Приуготовляющее мышление, его осуществление невозможны без воспитания – необходимо научить мыслить прямо посреди наук. Самое трудное – найти для этого сообразную форму, так чтобы воспитание мышления не падало жертвой смешения его с научным исследованием и с ученостью. Подобное преднамерение прежде всего подвергается опасности тогда, когда этому мышлению одновременно с тем постоянно приходится лишь отыскивать свое собственное местопребывание. Мыслить прямо посреди наук значит проходить мимо них без презрения к ним…
Одно совершающееся событие беспрестанно затрагивает мышление, не давая ему покоя, – то, что хотя в истории западного мышления сущее с самого начала мыслится в аспекте бытия, тем не менее истина бытия остается непродуманной и как возможный опыт не только заказана мышлению, но и само же западное мышление именно в обличье метафизики, пусть и не ведая того, скрывает от глаз это вершащееся недопущение.
Приуготовляющее мышление необходимо остается поэтому в области осмысления исторического совершения. История для такого мышления – не череда эпох, но все одна и та же близость одного и того же, – это одно и то же без конца затрагивает мышление не подлежащими никакому расчету способами судьбы, меняя степень своей непосредственности.
Сейчас наше осмысление направлено на метафизику Ницше. Его мышление стоит под знаком нигилизма. Вот как именуется историческое движение, распознанное Ницше, – оно властно проникает собою уже и предшествующие века и определяет нынешний век. Свое истолкование этого движения Ницше сводит в короткую фразу: «Бог мертв».

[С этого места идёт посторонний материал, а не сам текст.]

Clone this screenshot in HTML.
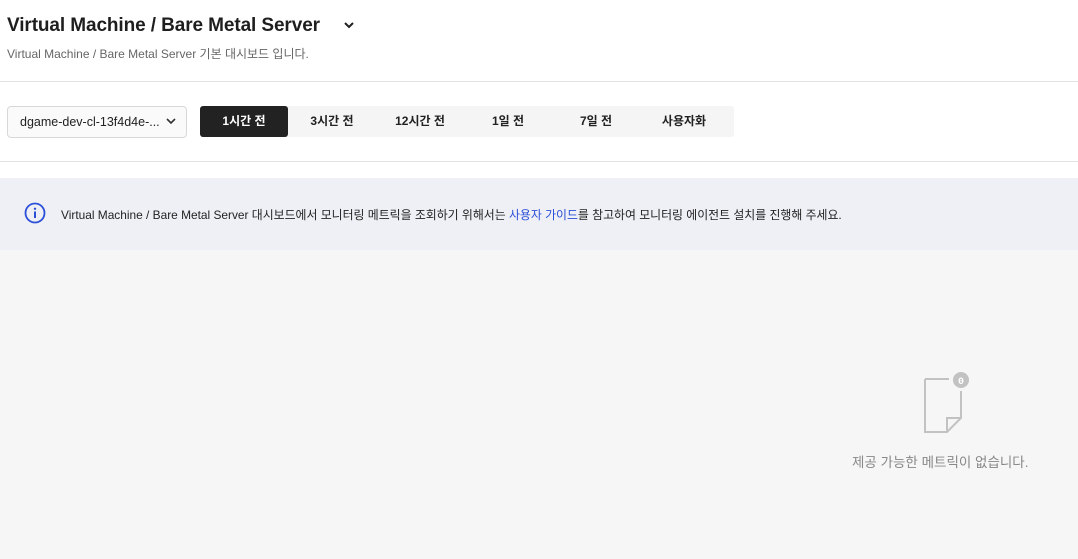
<!DOCTYPE html>
<html><head><meta charset="utf-8"><style>
*{margin:0;padding:0;box-sizing:border-box}
body{width:1078px;height:559px;overflow:hidden;background:#f6f6f6;font-family:"Liberation Sans","Noto Sans CJK KR",sans-serif;color:#222;position:relative}
.top{position:absolute;left:0;top:0;width:1078px;height:178px;background:#fff}
.title{position:absolute;left:7px;top:15px;font-size:19px;letter-spacing:-0.1px;font-weight:bold;color:#1e1e1e}
.sub{position:absolute;left:7px;top:45px;font-size:12px;color:#666}
.hr{position:absolute;left:0;width:1078px;height:1px;background:#e2e2e2}
.sel{position:absolute;left:7px;top:106px;width:180px;height:32px;border:1px solid #d8d8d8;border-radius:4px;background:#fafafa;font-size:12.5px;padding:8px 12px;color:#222}
.tabs{position:absolute;left:200px;top:106px;width:534px;height:31px;background:#f5f5f5;border-radius:3px;display:flex}
.tabs div{width:88px;text-align:center;font-size:12px;font-weight:bold;line-height:31px;color:#222}
.tabs .on{background:#222;color:#fff;border-radius:3px}
.info{position:absolute;left:0;top:178px;width:1078px;height:72px;background:#eef0f5}
.info span.t{position:absolute;left:61px;top:28px;font-size:11.9px;color:#222}
a{color:#2b4fd8;text-decoration:none}
.empty{position:absolute;left:852px;top:451px;font-size:13.5px;color:#888}
</style></head><body>
<div class="top"></div>
<div class="title">Virtual Machine / Bare Metal Server</div>
<svg style="position:absolute;left:343px;top:20px" width="12" height="10"><path d="M2 3l4 4 4-4" stroke="#222" stroke-width="2" fill="none"/></svg>
<div class="sub">Virtual Machine / Bare Metal Server 기본 대시보드 입니다.</div>
<div class="hr" style="top:81px"></div>
<div class="sel">dgame-dev-cl-13f4d4e-...</div>
<svg style="position:absolute;left:166px;top:117px" width="10" height="8"><path d="M1 2l4 4 4-4" stroke="#333" stroke-width="1.6" fill="none"/></svg>
<div class="tabs"><div class="on">1시간 전</div><div>3시간 전</div><div>12시간 전</div><div>1일 전</div><div>7일 전</div><div>사용자화</div></div>
<div class="hr" style="top:161px"></div>
<div class="info">
<svg style="position:absolute;left:24px;top:24px" width="22" height="22"><circle cx="11" cy="11" r="9.5" stroke="#2b4fd8" stroke-width="1.8" fill="none"/><circle cx="11" cy="6.8" r="1.2" fill="#2b4fd8"/><rect x="10" y="9.5" width="2" height="6.5" fill="#2b4fd8"/></svg>
<span class="t">Virtual Machine / Bare Metal Server 대시보드에서 모니터링 메트릭을 조회하기 위해서는 <a>사용자 가이드</a>를 참고하여 모니터링 에이전트 설치를 진행해 주세요.</span>
</div>
<svg style="position:absolute;left:915px;top:365px" width="60" height="70"><path d="M10 14v53h22l14-14V26M10 14h24" stroke="#c2c2c2" stroke-width="2" fill="none"/><path d="M32 67V53h14" stroke="#c2c2c2" stroke-width="2" fill="none"/><circle cx="46" cy="15" r="9" fill="#c2c2c2" stroke="#f6f6f6" stroke-width="2"/><text x="46" y="19" font-size="10" font-weight="bold" fill="#fff" text-anchor="middle" font-family="Liberation Mono,monospace">0</text></svg>
<div class="empty">제공 가능한 메트릭이 없습니다.</div>
</body></html>
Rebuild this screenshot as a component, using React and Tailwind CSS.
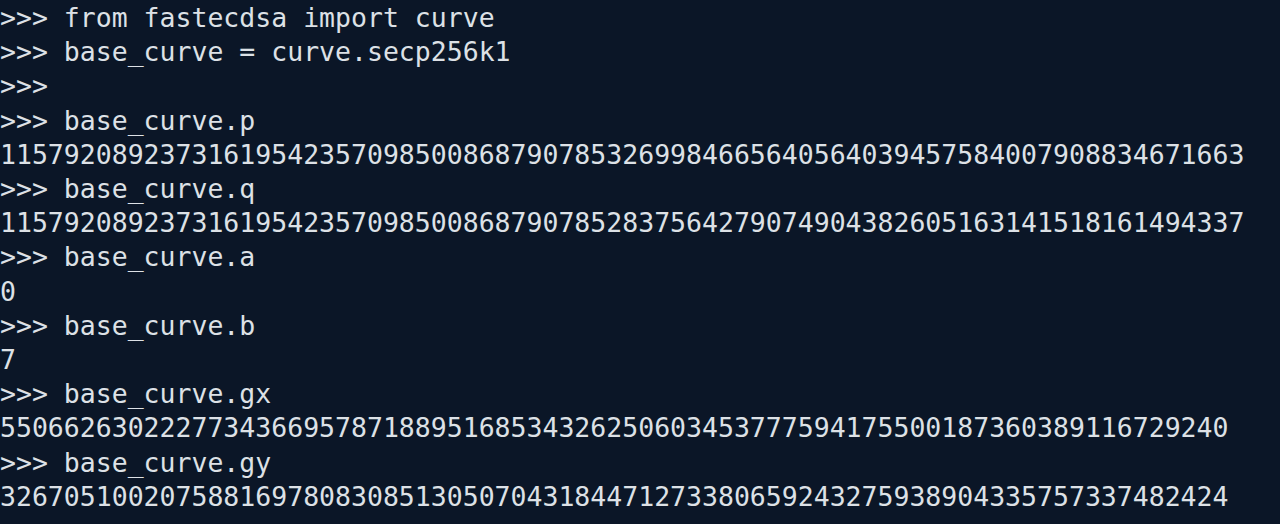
import React from 'react';

const lines = [
    '>>> from fastecdsa import curve',
    '>>> base_curve = curve.secp256k1',
    '>>>',
    '>>> base_curve.p',
    '115792089237316195423570985008687907853269984665640564039457584007908834671663',
    '>>> base_curve.q',
    '115792089237316195423570985008687907852837564279074904382605163141518161494337',
    '>>> base_curve.a',
    '0',
    '>>> base_curve.b',
    '7',
    '>>> base_curve.gx',
    '55066263022277343669578718895168534326250603453777594175500187360389116729240',
    '>>> base_curve.gy',
    '32670510020758816978083085130507043184471273380659243275938904335757337482424',
];

const App = () => {
    return (
        <div className="w-[1280px] h-[524px] overflow-hidden bg-[#0b1627] text-[#dde1e6] pt-[1px]">
            <div
                className="flex flex-col text-[26.5px] leading-[34.2px] whitespace-pre"
                style={{ fontFamily: '"DejaVu Sans Mono", "Liberation Mono", monospace' }}
            >
                {lines.map((line, i) => (
                    <div key={i}>{line || ' '}</div>
                ))}
            </div>
        </div>
    );
};

export default App;
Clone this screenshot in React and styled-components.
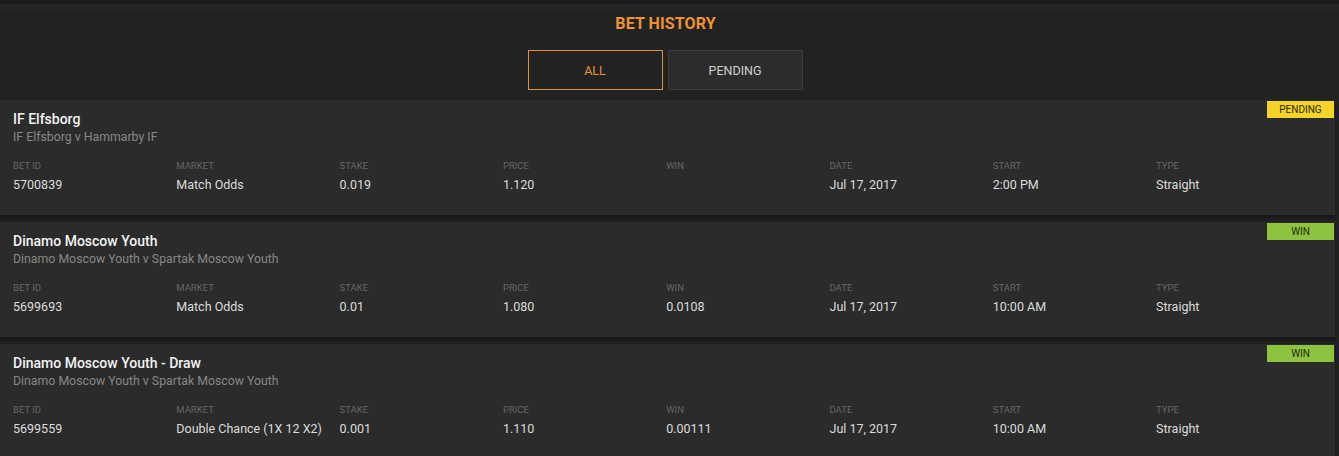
import styled, { createGlobalStyle } from "styled-components";

const GlobalStyle = createGlobalStyle`
  html, body {
    margin: 0;
    padding: 0;
    background: #222222;
    font-family: Roboto, "Noto Sans", Arial, sans-serif;
  }
  * { box-sizing: border-box; }
`;

const bets = [
  {
    title: "IF Elfsborg",
    event: "IF Elfsborg v Hammarby IF",
    status: "PENDING",
    id: "5700839",
    market: "Match Odds",
    stake: "0.019",
    price: "1.120",
    win: "",
    date: "Jul 17, 2017",
    start: "2:00 PM",
    type: "Straight",
  },
  {
    title: "Dinamo Moscow Youth",
    event: "Dinamo Moscow Youth v Spartak Moscow Youth",
    status: "WIN",
    id: "5699693",
    market: "Match Odds",
    stake: "0.01",
    price: "1.080",
    win: "0.0108",
    date: "Jul 17, 2017",
    start: "10:00 AM",
    type: "Straight",
  },
  {
    title: "Dinamo Moscow Youth - Draw",
    event: "Dinamo Moscow Youth v Spartak Moscow Youth",
    status: "WIN",
    id: "5699559",
    market: "Double Chance (1X 12 X2)",
    stake: "0.001",
    price: "1.110",
    win: "0.00111",
    date: "Jul 17, 2017",
    start: "10:00 AM",
    type: "Straight",
  },
];

const columns = [
  ["BET ID", "id"],
  ["MARKET", "market"],
  ["STAKE", "stake"],
  ["PRICE", "price"],
  ["WIN", "win"],
  ["DATE", "date"],
  ["START", "start"],
  ["TYPE", "type"],
];

const Page = styled.div`
  width: 1339px;
  height: 456px;
  overflow: hidden;
  background: #222222;
  border-top: 4px solid #1a1a1a;
`;

const Header = styled.div`
  display: flex;
  flex-direction: column;
  align-items: center;
  padding-top: 10px;
  background: linear-gradient(#272727, #222222 10px);
`;

const Title = styled.h1`
  margin: 0;
  font-size: 16px;
  line-height: 20px;
  font-weight: 700;
  color: #f0922f;
  letter-spacing: 0.1px;
  padding-right: 8px;
`;

const Tabs = styled.div`
  display: flex;
  gap: 5px;
  margin: 16px 0 10px;
  padding-right: 9px;
`;

const Tab = styled.button`
  width: 135px;
  height: 40px;
  font-family: inherit;
  font-size: 12.5px;
  text-transform: uppercase;
  cursor: pointer;
  color: ${(p) => (p.$active ? "#e8923a" : "#cfcfcf")};
  background: ${(p) => (p.$active ? "#222222" : "#2c2c2c")};
  border: 1px solid ${(p) => (p.$active ? "#e0913b" : "#3b3b3b")};
`;

const List = styled.div`
  display: flex;
  flex-direction: column;
  gap: 7px;
  width: 1335px;
`;

const Card = styled.div`
  position: relative;
  height: 115px;
  padding: 10px 13px 0;
  background: #2b2b2b;
  box-shadow: 0 3px 3px rgba(0, 0, 0, 0.35);
`;

const Badge = styled.span`
  position: absolute;
  top: 1px;
  right: 1px;
  width: 67px;
  height: 17px;
  line-height: 17px;
  text-align: center;
  font-size: 10px;
  color: #2a2a10;
  background: ${(p) => (p.$status === "WIN" ? "#8cc43f" : "#f5d327")};
`;

const Name = styled.div`
  font-size: 14px;
  line-height: 18px;
  font-weight: 500;
  color: #f2f2f2;
`;

const Event = styled.div`
  font-size: 12.3px;
  line-height: 18px;
  color: #878787;
`;

const Grid = styled.div`
  display: grid;
  grid-template-columns: repeat(8, 163.3px);
  margin-top: 14px;
`;

const Label = styled.div`
  font-size: 9.5px;
  line-height: 12px;
  color: #666666;
  text-transform: uppercase;
`;

const Value = styled.div`
  margin-top: 4px;
  font-size: 12.5px;
  line-height: 18px;
  color: #dcdcdc;
  white-space: nowrap;
`;

export default function App() {
  return (
    <Page>
      <GlobalStyle />
      <Header>
        <Title>BET HISTORY</Title>
        <Tabs>
          <Tab $active>All</Tab>
          <Tab>Pending</Tab>
        </Tabs>
      </Header>
      <List>
        {bets.map((bet) => (
          <Card key={bet.id}>
            <Badge $status={bet.status}>{bet.status}</Badge>
            <Name>{bet.title}</Name>
            <Event>{bet.event}</Event>
            <Grid>
              {columns.map(([label, key]) => (
                <div key={key}>
                  <Label>{label}</Label>
                  <Value>{bet[key] || "\u00a0"}</Value>
                </div>
              ))}
            </Grid>
          </Card>
        ))}
      </List>
    </Page>
  );
}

Можно было бы предположить, что эти слова – «Бог мертв» – выражают мнение атеиста Ницше, чисто личное, а потому одностороннее, – тогда нетрудно опровергнуть его ссылкой на то, что в наше время очень многие посещают храмы, перенося свои беды и тяготы на основе определенной христианством веры в Бога. Однако остается вопрос: правда ли, что приведенные слова Ницше – лишь экзальтированный взгляд мыслителя, о котором вам не преминут напомнить, что напоследок он сошел с ума? Можно еще спросить: не выговаривает ли здесь Ницше то самое слово, которое непрестанно молчаливо раздавалось все время, пока только историческое совершение Запада определялось метафизически? А потому мы, во всяком случае, не должны спешить выносить свое суждение об этих словах, но должны попытаться мыслить их так, как они были задуманы. Поэтому весьма уместно отложить в сторону любые поспешные мнения, которые, как только страшные эти слова произнесены, торопятся поскорее занять место впереди.
В дальнейшем мы пытаемся, рассуждая, разъяснить слова Ницше в некоторых существенных их аспектах. И еще раз напомним со всей остротою: слова Ницше нарекают судьбу Запада в течение двух тысячелетий его истории. Мы же, сколь бы неподготовленными ни были, не должны думать, будто стоит нам прочитать доклад об этих словах Ницше, как судьба эта сразу же переменится или, на худой конец, мы по-настоящему изведаем ее. Тем не менее нам сейчас крайне необходимо одно – воспринять некий урок из своего осмысления, а воспринимая урок, учиться осмыслять.
Однако никакое разъяснение не должно довольствоваться тем, что извлечет суть дела из текста, – оно, отнюдь тем не похваляясь, обязано приложить сюда и нечто свое. Такой прибавок человек непосвященный, принимая за содержание текста то-то и то-то, всегда ощущает как нечто вчитанное в текст со стороны толкователя и, притязая на свое право судить, подвергает его критике. Однако настоящее разъяснение никогда не разумеет текст лучше автора – но только разумеет его иначе. И необходимо только, чтобы это иное затрагивало то же самое, не промахивалось мимо того, чему следует своей мыслью поясняемый текст.